Start of Data entries

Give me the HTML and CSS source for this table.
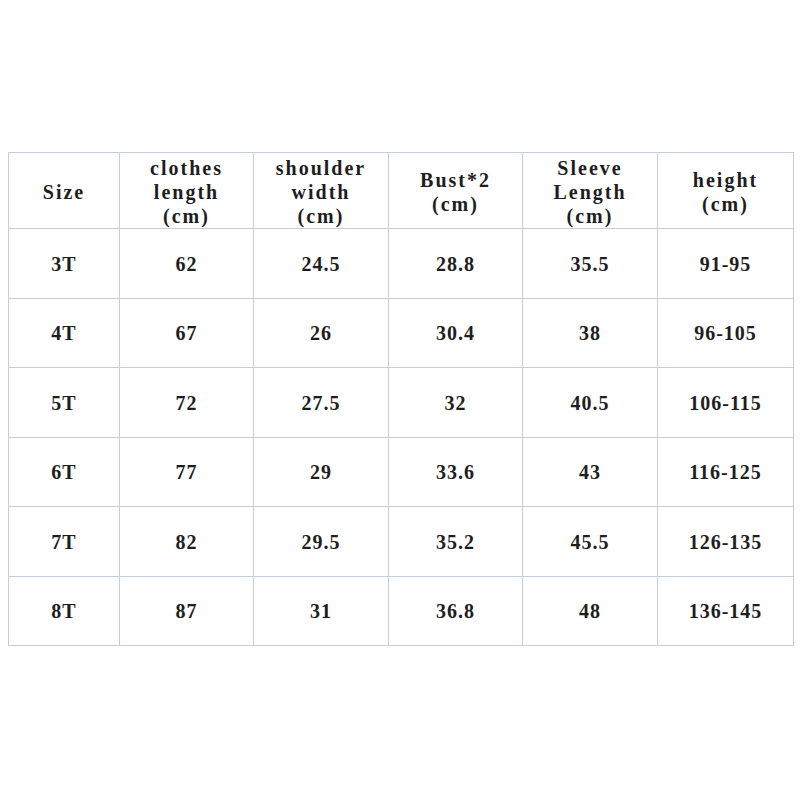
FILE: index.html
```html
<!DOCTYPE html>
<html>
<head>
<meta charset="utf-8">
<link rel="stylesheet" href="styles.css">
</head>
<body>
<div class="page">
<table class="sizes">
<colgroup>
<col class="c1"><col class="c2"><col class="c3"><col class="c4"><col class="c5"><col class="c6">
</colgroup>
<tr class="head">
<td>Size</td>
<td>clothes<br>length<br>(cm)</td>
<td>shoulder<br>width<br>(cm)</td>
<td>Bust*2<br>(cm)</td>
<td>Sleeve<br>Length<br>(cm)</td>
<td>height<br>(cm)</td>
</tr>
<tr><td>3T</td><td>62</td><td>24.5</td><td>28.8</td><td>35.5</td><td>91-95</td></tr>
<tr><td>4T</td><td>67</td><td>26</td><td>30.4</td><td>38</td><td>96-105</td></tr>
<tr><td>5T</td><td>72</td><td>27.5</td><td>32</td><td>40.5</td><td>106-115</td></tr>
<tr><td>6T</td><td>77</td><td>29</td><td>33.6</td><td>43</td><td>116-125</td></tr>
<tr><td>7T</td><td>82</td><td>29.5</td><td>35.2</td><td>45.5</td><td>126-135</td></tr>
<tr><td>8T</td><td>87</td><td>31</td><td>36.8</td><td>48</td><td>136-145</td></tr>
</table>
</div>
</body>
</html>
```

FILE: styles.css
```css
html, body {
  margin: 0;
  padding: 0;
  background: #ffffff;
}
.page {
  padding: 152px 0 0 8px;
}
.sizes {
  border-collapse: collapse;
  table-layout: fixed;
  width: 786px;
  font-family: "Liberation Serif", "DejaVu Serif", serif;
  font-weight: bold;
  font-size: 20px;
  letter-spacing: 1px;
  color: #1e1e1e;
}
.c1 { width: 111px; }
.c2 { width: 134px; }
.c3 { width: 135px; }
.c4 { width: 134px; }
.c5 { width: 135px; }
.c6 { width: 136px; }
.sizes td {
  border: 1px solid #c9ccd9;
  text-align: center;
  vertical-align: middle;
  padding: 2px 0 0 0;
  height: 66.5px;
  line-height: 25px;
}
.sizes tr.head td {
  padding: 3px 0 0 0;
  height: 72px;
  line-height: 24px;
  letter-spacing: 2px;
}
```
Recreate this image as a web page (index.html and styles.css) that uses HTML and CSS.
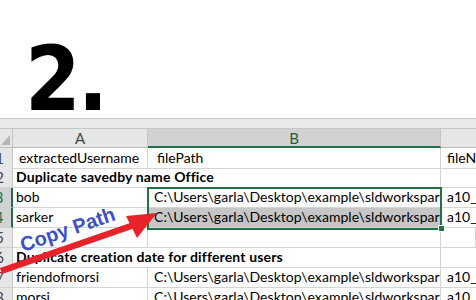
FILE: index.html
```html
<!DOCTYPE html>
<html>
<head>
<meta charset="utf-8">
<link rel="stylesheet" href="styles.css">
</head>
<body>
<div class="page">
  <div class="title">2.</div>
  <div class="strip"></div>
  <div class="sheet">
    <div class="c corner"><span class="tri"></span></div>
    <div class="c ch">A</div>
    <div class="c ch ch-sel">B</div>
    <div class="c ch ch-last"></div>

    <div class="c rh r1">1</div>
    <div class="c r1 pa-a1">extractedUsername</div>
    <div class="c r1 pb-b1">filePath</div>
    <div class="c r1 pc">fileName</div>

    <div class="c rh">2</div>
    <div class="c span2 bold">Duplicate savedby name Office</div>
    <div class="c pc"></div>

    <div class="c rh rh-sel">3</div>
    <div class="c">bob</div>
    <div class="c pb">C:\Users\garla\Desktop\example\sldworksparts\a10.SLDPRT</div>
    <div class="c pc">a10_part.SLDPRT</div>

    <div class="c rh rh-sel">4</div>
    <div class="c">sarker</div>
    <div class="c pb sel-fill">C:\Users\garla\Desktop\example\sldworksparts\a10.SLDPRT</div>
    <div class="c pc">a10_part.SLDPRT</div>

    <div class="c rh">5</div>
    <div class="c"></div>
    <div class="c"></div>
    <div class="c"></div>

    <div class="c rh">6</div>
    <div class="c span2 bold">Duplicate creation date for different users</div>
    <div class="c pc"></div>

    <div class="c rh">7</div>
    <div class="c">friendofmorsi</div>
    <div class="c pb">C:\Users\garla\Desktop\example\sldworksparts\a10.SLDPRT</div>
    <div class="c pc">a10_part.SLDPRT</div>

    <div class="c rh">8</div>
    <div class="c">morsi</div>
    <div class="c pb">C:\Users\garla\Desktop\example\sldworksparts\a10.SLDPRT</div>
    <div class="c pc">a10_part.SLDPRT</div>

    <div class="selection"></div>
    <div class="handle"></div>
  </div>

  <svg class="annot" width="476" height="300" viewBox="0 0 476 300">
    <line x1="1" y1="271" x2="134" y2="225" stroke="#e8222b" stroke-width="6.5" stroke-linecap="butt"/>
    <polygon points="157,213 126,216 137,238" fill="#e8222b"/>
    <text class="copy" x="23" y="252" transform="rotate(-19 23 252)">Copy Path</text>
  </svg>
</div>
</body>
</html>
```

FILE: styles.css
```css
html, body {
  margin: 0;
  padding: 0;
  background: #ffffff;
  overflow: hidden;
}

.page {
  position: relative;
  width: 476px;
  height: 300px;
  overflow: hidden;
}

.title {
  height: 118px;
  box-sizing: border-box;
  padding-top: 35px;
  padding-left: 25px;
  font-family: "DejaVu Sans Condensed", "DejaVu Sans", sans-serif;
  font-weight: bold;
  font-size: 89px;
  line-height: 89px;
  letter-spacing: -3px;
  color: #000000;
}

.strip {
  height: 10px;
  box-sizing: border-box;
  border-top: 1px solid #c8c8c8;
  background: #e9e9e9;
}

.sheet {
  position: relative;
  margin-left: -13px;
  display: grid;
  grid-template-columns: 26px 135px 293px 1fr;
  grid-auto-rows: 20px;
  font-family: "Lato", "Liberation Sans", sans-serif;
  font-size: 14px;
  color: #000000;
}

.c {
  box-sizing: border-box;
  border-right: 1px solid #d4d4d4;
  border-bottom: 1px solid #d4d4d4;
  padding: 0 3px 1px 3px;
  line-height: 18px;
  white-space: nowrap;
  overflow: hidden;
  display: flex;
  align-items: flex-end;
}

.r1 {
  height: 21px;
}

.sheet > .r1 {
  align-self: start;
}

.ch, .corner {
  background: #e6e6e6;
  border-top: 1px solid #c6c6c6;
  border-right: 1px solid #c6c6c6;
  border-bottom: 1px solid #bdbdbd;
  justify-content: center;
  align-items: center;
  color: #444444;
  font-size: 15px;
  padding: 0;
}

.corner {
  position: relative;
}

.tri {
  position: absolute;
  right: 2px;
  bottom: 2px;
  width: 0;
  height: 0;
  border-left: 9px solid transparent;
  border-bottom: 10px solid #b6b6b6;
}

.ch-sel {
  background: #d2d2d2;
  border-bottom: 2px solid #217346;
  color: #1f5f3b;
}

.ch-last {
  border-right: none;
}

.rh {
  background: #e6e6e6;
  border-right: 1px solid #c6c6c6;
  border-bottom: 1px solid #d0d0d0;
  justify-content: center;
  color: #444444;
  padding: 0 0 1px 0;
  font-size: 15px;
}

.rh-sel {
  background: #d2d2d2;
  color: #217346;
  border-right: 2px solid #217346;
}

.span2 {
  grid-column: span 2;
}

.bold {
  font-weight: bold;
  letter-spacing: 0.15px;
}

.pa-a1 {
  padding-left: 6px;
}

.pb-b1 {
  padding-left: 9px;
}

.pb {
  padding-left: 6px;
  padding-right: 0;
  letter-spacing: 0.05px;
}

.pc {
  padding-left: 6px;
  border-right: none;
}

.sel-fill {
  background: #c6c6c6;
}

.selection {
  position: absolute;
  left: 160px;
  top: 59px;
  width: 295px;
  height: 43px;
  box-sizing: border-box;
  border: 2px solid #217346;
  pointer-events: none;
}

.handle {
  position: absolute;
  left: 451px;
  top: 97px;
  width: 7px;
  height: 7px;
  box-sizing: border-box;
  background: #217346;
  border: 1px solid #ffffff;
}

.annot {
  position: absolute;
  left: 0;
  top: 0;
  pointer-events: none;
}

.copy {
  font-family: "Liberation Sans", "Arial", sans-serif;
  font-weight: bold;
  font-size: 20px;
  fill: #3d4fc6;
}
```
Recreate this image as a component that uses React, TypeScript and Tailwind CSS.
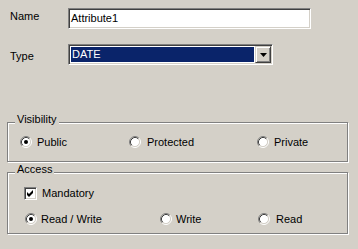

End of Data entries

What you will do: Go through the records above, find every line with the word "that", and list those lines.

Result of the task:
Recreate this image as a web page (index.html and styles.css) that uses HTML and CSS.
Recreate this image as a component that uses React, TypeScript and Tailwind CSS.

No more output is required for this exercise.